したたかの弱さ 朝ドラ「虎に翼」感想文(第7週)

したたか
したたかとは、強く屈しないこと、あるいは策略家であることを表す形容動詞である。形容動詞以外の用法として、副詞的用法で「それと分かるほど強く」といった意味合いにも用いられる(例:したたかに足首を打った)。

「したたか」は現在ではやや否定的なニュアンスで用いられることが多いが、漢字表記は「強か」であり、本来は「強くて容易には屈しない」といった意味合いがある。「したたか者」とは古語では「強く気丈な人」といった意味合いがあるが、現在では「思うように扱えない・一筋縄ではいかない人物」といったニュアンスで用いられる。

実用日本語表現辞典より抜粋

「どうしても欲しいものがあるならば、したたかにいきなさいってこと!」
花江が寅子にそう説教したのは昭和6年頃だったか。そこから約10年、第7週は昭和14年4月~昭和16年11月の、2年半の物語。いろんな人々の様々な「したたか」が行き交う一週間だった。

自身が執筆した著作が”安寧秩序を妨害する”として、出版法違反で起訴された落合洋三郎教授。雲野先生は、本の内容ではなく初版の時期で争うという法廷戦術を選択した。でも一審の無罪に、微妙な顔の落合先生。「思想弾圧に屈しろと?」「無理が通って道理が引っ込むようではいかんのだ!」と叫ぶ彼の主張自体が通ることは遂になかった。…そのしたたかな戦術で得た無罪は、本当の”勝ち”なんだろうか?

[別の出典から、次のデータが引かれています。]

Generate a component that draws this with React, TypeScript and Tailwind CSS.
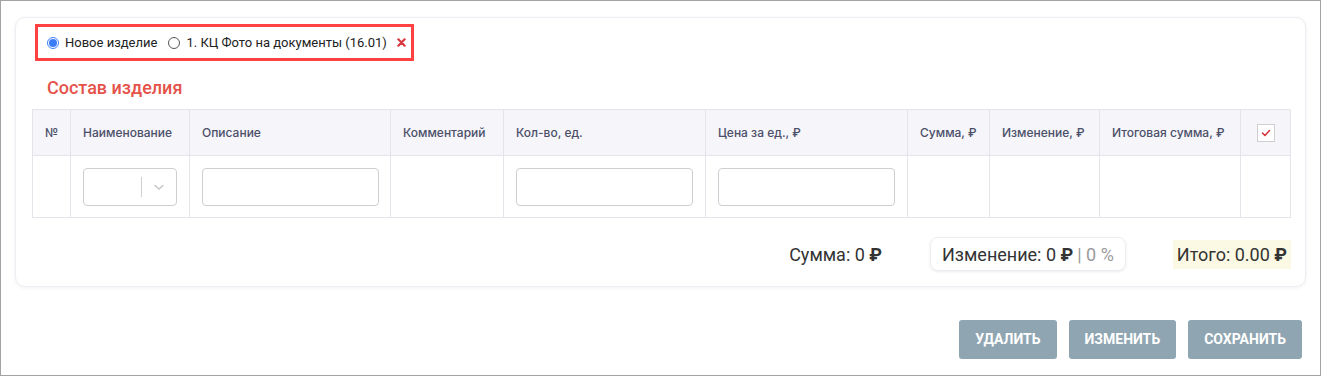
import React from "react";

const cols = [
  { label: "№", w: "w-[38px]" },
  { label: "Наименование", w: "w-[119px]" },
  { label: "Описание", w: "w-[201px]" },
  { label: "Комментарий", w: "w-[113px]" },
  { label: "Кол-во, ед.", w: "w-[202px]" },
  { label: "Цена за ед., ₽", w: "w-[202px]" },
  { label: "Сумма, ₽", w: "w-[82px]" },
  { label: "Изменение, ₽", w: "w-[110px]" },
  { label: "Итоговая сумма, ₽", w: "w-[141px]" },
];

function TextInput({ width }: { width: string }) {
  return <div className={`${width} h-[38px] rounded-[4px] border border-[#cfcfcf] bg-white`} />;
}

export default function App() {
  return (
    <div className="w-[1321px] h-[376px] border border-[#a3a3a3] bg-white font-['Roboto',sans-serif] text-[#333] overflow-hidden">
      {/* Card */}
      <div className="ml-[14px] mt-[16px] w-[1291px] h-[270px] rounded-[10px] border border-[#ececf2] shadow-[0_1px_4px_rgba(0,0,0,0.06)] px-[16px] pt-[6px]">
        {/* Radio selector */}
        <div className="ml-[3px] w-[379px] h-[37px] border-[3px] border-[#ff4141] flex items-center pl-[9px] text-[13px] text-[#222]">
          <label className="flex items-center gap-[6px]">
            <span className="w-[12px] h-[12px] rounded-full border border-[#3b82f6] flex items-center justify-center">
              <span className="w-[8px] h-[8px] rounded-full bg-[#3b7cf6]" />
            </span>
            Новое изделие
          </label>
          <label className="flex items-center gap-[6px] ml-[11px]">
            <span className="w-[12px] h-[12px] rounded-full border border-[#555]" />
            1. КЦ Фото на документы (16.01)
          </label>
          <svg className="ml-[10px] w-[9px] h-[9px]" viewBox="0 0 10 10">
            <path d="M1.5 1.5l7 7M8.5 1.5l-7 7" stroke="#d9363e" strokeWidth="2.4" strokeLinecap="round" />
          </svg>
        </div>

        {/* Heading */}
        <h2 className="ml-[15px] mt-[14px] text-[18px] font-medium text-[#e5524a] leading-[25px]">Состав изделия</h2>

        {/* Table */}
        <table className="mt-[9px] w-[1258px] border-collapse table-fixed font-['Inter',sans-serif]">
          <colgroup>
            {cols.map((c) => (
              <col key={c.label} className={c.w} />
            ))}
            <col className="w-[50px]" />
          </colgroup>
          <thead>
            <tr className="h-[46px] bg-[#f5f5fa]">
              {cols.map((c) => (
                <th
                  key={c.label}
                  className="border border-[#e4e4ea] px-[12px] text-left text-[12px] font-medium text-[#4b4f68] whitespace-nowrap"
                >
                  {c.label}
                </th>
              ))}
              <th className="border border-[#e4e4ea]">
                <div className="mx-auto w-[18px] h-[18px] border border-[#cfcfcf] bg-white flex items-center justify-center">
                  <svg className="w-[10px] h-[10px]" viewBox="0 0 10 10">
                    <path d="M1.5 5l2.5 2.5 4.5-5" fill="none" stroke="#d9363e" strokeWidth="1.6" strokeLinecap="round" strokeLinejoin="round" />
                  </svg>
                </div>
              </th>
            </tr>
          </thead>
          <tbody>
            <tr className="h-[62px]">
              <td className="border border-[#e4e4ea]" />
              <td className="border border-[#e4e4ea] px-[12px]">
                <div className="w-[94px] h-[38px] rounded-[4px] border border-[#cfcfcf] flex items-center">
                  <div className="flex-1" />
                  <span className="w-px h-[20px] bg-[#cfcfcf]" />
                  <svg className="w-[12px] h-[12px] mx-[11px]" viewBox="0 0 12 12">
                    <path d="M2 4.5l4 3.5 4-3.5" fill="none" stroke="#c4c4c4" strokeWidth="1.4" strokeLinecap="round" strokeLinejoin="round" />
                  </svg>
                </div>
              </td>
              <td className="border border-[#e4e4ea] px-[12px]">
                <TextInput width="w-[177px]" />
              </td>
              <td className="border border-[#e4e4ea]" />
              <td className="border border-[#e4e4ea] px-[12px]">
                <TextInput width="w-[177px]" />
              </td>
              <td className="border border-[#e4e4ea] px-[12px]">
                <TextInput width="w-[177px]" />
              </td>
              <td className="border border-[#e4e4ea]" />
              <td className="border border-[#e4e4ea]" />
              <td className="border border-[#e4e4ea]" />
              <td className="border border-[#e4e4ea]" />
            </tr>
          </tbody>
        </table>

        {/* Totals */}
        <div className="mt-[19px] flex items-center justify-end text-[18px] text-[#333] w-[1259px]">
          <span>
            Сумма: 0 <b>₽</b>
          </span>
          <div className="ml-[48px] h-[34px] px-[11px] flex items-center rounded-[8px] border border-[#ececf2] shadow-[0_1px_3px_rgba(0,0,0,0.08)]">
            Изменение: 0&nbsp;<b>₽</b>
            <span className="ml-[4px] text-[#9a9a9a]">| 0 %</span>
          </div>
          <span className="ml-[47px] h-[29px] px-[4px] flex items-center bg-[#fbf8e4]">
            Итого: 0.00&nbsp;<b>₽</b>
          </span>
        </div>
      </div>

      {/* Actions */}
      <div className="mt-[33px] mr-[18px] flex justify-end gap-[12px]">
        {["УДАЛИТЬ", "ИЗМЕНИТЬ", "СОХРАНИТЬ"].map((t) => (
          <button
            key={t}
            className="h-[39px] px-[16px] rounded-[3px] bg-[#8fa5b2] text-white text-[14px] font-bold"
          >
            {t}
          </button>
        ))}
      </div>
    </div>
  );
}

久保田先輩の法廷デビューは「お国のために活躍する良き妻であり母」と演出される。
「あんたらもさすがに感じてんだろ。世の中の流れに自分らが利用されているって」と竹中。第6週で力強く男女平等を演説した寅子の意図とは全く違う方向で、女性の社会進出が成っていく。それをしたたかに利用して表舞台に立てたとして、それは本当の”勝ち”なんだろうか?

「身の回りの世話をしてほしい」「社会的信用を得たい」既存の社会規範に沿う前提に立った、最適解としての結婚を進める花岡と寅子。規範をしたたかに利用して手に入れた弁護士としての生活は、本当の”勝ち”なんだろうか?

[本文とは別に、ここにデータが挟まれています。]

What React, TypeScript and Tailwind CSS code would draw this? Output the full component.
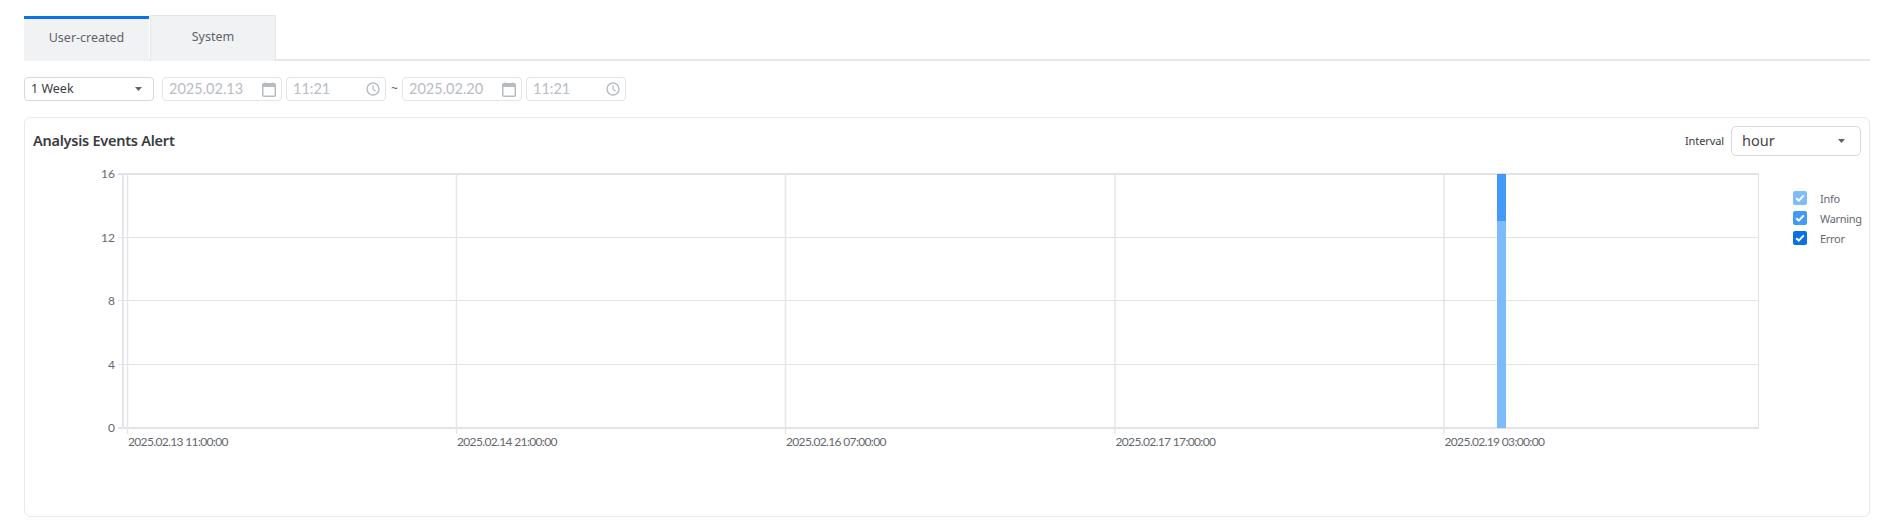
const sans = { fontFamily: '"Noto Sans", sans-serif' };

function Caret() {
  return (
    <svg width="7" height="4" viewBox="0 0 7 4" className="shrink-0">
      <path d="M0 0h7L3.5 4z" fill="#5f6268" />
    </svg>
  );
}

function CalendarIcon() {
  return (
    <svg width="14" height="15" viewBox="0 0 14 15" fill="none" className="shrink-0">
      <rect x="0.75" y="1.75" width="12.5" height="12.5" rx="1" stroke="#b7bbc2" strokeWidth="1.5" />
      <rect x="1" y="2" width="12" height="3" fill="#b7bbc2" />
      <path d="M3.5 0.5v2M10.5 0.5v2" stroke="#b7bbc2" strokeWidth="1.5" />
    </svg>
  );
}

function ClockIcon() {
  return (
    <svg width="14" height="14" viewBox="0 0 14 14" fill="none" className="shrink-0">
      <circle cx="7" cy="7" r="6" stroke="#b7bbc2" strokeWidth="1.4" />
      <path d="M7 3.2V7l2.6 2.2" stroke="#b7bbc2" strokeWidth="1.2" />
    </svg>
  );
}

function PickerField({ value, kind }: { value: string; kind: 'date' | 'time' }) {
  return (
    <div
      className={`flex h-[24px] items-center justify-between rounded-[4px] border border-[#e3e4e8] pl-[6px] pr-[5px] text-[14.5px] text-[#b9bcc3] ${
        kind === 'date' ? 'w-[120px]' : 'w-[100px]'
      }`}
      style={{ fontFamily: 'Lato, sans-serif' }}
    >
      <span>{value}</span>
      {kind === 'date' ? <CalendarIcon /> : <ClockIcon />}
    </div>
  );
}

function LegendItem({ label, color }: { label: string; color: string }) {
  return (
    <div className="flex h-[14px] items-center gap-[13px]">
      <span className={`flex h-[14px] w-[14px] items-center justify-center rounded-[2px] ${color}`}>
        <svg width="10" height="8" viewBox="0 0 10 8" fill="none">
          <path d="M1.2 4.2 3.8 6.6 8.8 1.4" stroke="#fff" strokeWidth="2" />
        </svg>
      </span>
      <span className="text-[11px] leading-none tracking-[-0.3px] text-[#66686e]">{label}</span>
    </div>
  );
}

const verticals = [127.5, 456.5, 785.5, 1115, 1444];
const horizontals = [
  { y: 174, label: '16' },
  { y: 237.5, label: '12' },
  { y: 300.5, label: '8' },
  { y: 364.5, label: '4' },
  { y: 428, label: '0' },
];
const xLabels = ['2025.02.13 11:00:00', '2025.02.14 21:00:00', '2025.02.16 07:00:00', '2025.02.17 17:00:00', '2025.02.19 03:00:00'];

function AlertChart() {
  // coordinates are the page's, the svg sits at the card's left/top offset
  return (
    <svg width="1740" height="290" viewBox="25 165 1740 290" className="block">
      {horizontals.map((h) => (
        <g key={h.label}>
          <line x1="118" x2="1759" y1={h.y} y2={h.y} stroke="#e2e2e7" strokeWidth={h.label === '16' || h.label === '0' ? 2 : 1} />
          <text x="115" y={h.y + 4} textAnchor="end" fontSize="12" fill="#66686e" fontFamily="Lato, sans-serif">
            {h.label}
          </text>
        </g>
      ))}
      <line x1="123" x2="123" y1="174" y2="429" stroke="#e4e4e9" strokeWidth="2" />
      <line x1="1758.5" x2="1758.5" y1="174" y2="429" stroke="#e2e2e6" strokeWidth="1" />
      {verticals.map((x, i) => (
        <g key={x}>
          <line x1={x} x2={x} y1="174" y2="434" stroke="#e6e6ea" strokeWidth="1.5" />
          <text x={x + 0.5} y="446" fontSize="12" letterSpacing="-0.65" fill="#66686e" fontFamily="Lato, sans-serif">
            {xLabels[i]}
          </text>
        </g>
      ))}
      <rect x="1497" y="221" width="9" height="207" fill="#7dbcfb" />
      <rect x="1497" y="174" width="9" height="47" fill="#4299f7" />
    </svg>
  );
}

export default function App() {
  return (
    <div className="h-[524px] bg-white pl-[24px] pr-[29px] pt-[15px]" style={sans}>
      {/* Tabs */}
      <div className="flex h-[46px] border-b-2 border-[#e6e7eb]">
        <div className="-mb-[2px] mt-px flex h-[45px] w-[125px] items-center justify-center border-t-[3px] border-[#0b73ea] bg-[#f1f2f4] pb-[3px] text-[12.5px] text-[#5f6268]">
          User-created
        </div>
        <div className="-mb-[2px] ml-px flex h-[46px] w-[126px] items-center justify-center border-l border-r border-t border-[#e6e7eb] bg-[#f1f2f4] pb-[2px] text-[12.5px] text-[#5f6268]">
          System
        </div>
      </div>

      {/* Period filter */}
      <div className="mt-[16px] flex items-center">
        <div className="flex h-[24px] w-[130px] items-center justify-between rounded-[4px] border border-[#d8d9de] pl-[6px] pr-[11px] text-[12.5px] text-[#3c3d42]">
          <span>1 Week</span>
          <Caret />
        </div>
        <div className="ml-[8px]"><PickerField value="2025.02.13" kind="date" /></div>
        <div className="ml-[4px]"><PickerField value="11:21" kind="time" /></div>
        <span className="ml-[5px] mr-[4px] w-[7px] text-[12px] text-[#5f6268]">~</span>
        <PickerField value="2025.02.20" kind="date" />
        <div className="ml-[4px]"><PickerField value="11:21" kind="time" /></div>
      </div>

      {/* Card */}
      <div className="mt-[16px] h-[400px] rounded-[6px] border border-[#e8e9ec]">
        <div className="flex h-[47px] items-start justify-between pl-[8px] pr-[8px] pt-[8px]">
          <h2 className="mt-[4px] text-[14.5px] font-semibold tracking-[-0.25px] text-[#3a3b40]">Analysis Events Alert</h2>
          <div className="flex items-center gap-[7px]">
            <span className="text-[11px] tracking-[-0.1px] text-[#3a3b40]">Interval</span>
            <div className="flex h-[30px] w-[130px] items-center justify-between rounded-[5px] border border-[#d8d9de] pl-[10px] pr-[15px] text-[14.5px] text-[#45464b]">
              <span>hour</span>
              <Caret />
            </div>
          </div>
        </div>
        <div className="relative">
          <AlertChart />
          <div className="absolute left-[1768px] top-[26px] flex flex-col gap-[6px]">
            <LegendItem label="Info" color="bg-[#7dbcfb]" />
            <LegendItem label="Warning" color="bg-[#4299f7]" />
            <LegendItem label="Error" color="bg-[#0b6fe8]" />
          </div>
        </div>
      </div>
    </div>
  );
}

新聞記事が大写しになる。金属回収令が施行となったのは昭和16年(1941)9月だけれど、wikiによるとその前に政府声明で ”不要不急の金属回収” を呼びかけられ、隣組などを通じて任意ながらマンホールの蓋や鉄柵などの回収が始まっていた…とある。
不要不急、という言葉でどきっとする。まず「お気持ち」から縛り始めるこの方法の既視感はなんだろう。「なんだか物騒ね」と花江。ラジオから新聞から聞こえてくる「物騒」は、毎日の生活に追われている間に玄関からヌルっと入り、気づいたときには台所の鍋釜まで奪っていくのだ。

「お国のために質素倹約」と得意げに”当世流行りの”日の丸弁当を食べる轟は、選挙に行っただろうか。日独伊三国同盟を報じるラジオニュースとともに映し出される街の様子に
『自由は国を亡ぼす 推薦で行きませう 大政翼賛会』
という看板がさりげなく差しはさまれていた。調べると、昭和17年(1942)に設置された翼賛政治体制協議会が、政府の施策に忠実に協力する候補者を推薦しその当選を図ったとあった。同協議会の推薦候補者は選挙資金の援助を受けるなど全面的な支援を受け、選挙戦を有利に戦った、とも。

弁当箱いっぱいに白米を敷き詰めた日の丸弁当、そこからあっという間に寿司屋が店をたたむまでに追い込まれる…なのに、まだ、日米開戦の前なのだ。本当に、どれだけ無茶な戦争を私達は許してしまったのだろう。

「この店は、私達の生きがいだからね。出来るだけ続けられるよう、やれることはなんでもやるつもりだから」とたけもとのご夫妻。彼らのいうやれることはなんでも、は、根本的なオカシサを変える努力ではなく、なんでこんなことになったんだと怒るのではなく、それを飲み込んだ上での対処療法なのだ。

「逃げ道を手に入れると人間弱くなるものだぞ」
と、よねは警告した。一度前提を飲み込んでしまった人間がどうなるか。
流されてしまうことの楽を知れば、どこまでも流れていってしまう、ひとの弱さをよねは知っていた。

したたか。
漢字では「強か」。本来は「強くて容易には屈しない」こととある。
でも正面から枠組みを問うのではなく、闘うのではなく、変えるのではなく、”仕方がないこと”と諦め、与えられてしまった枠組みの中で最適解を見つけようとするその方法は、本当に強いのだろうか。令和6年5月、様々なニュースを聞きながら、「責任を負う勇気がないだけだろう」という山田よねの言葉に胸を刺され続けている。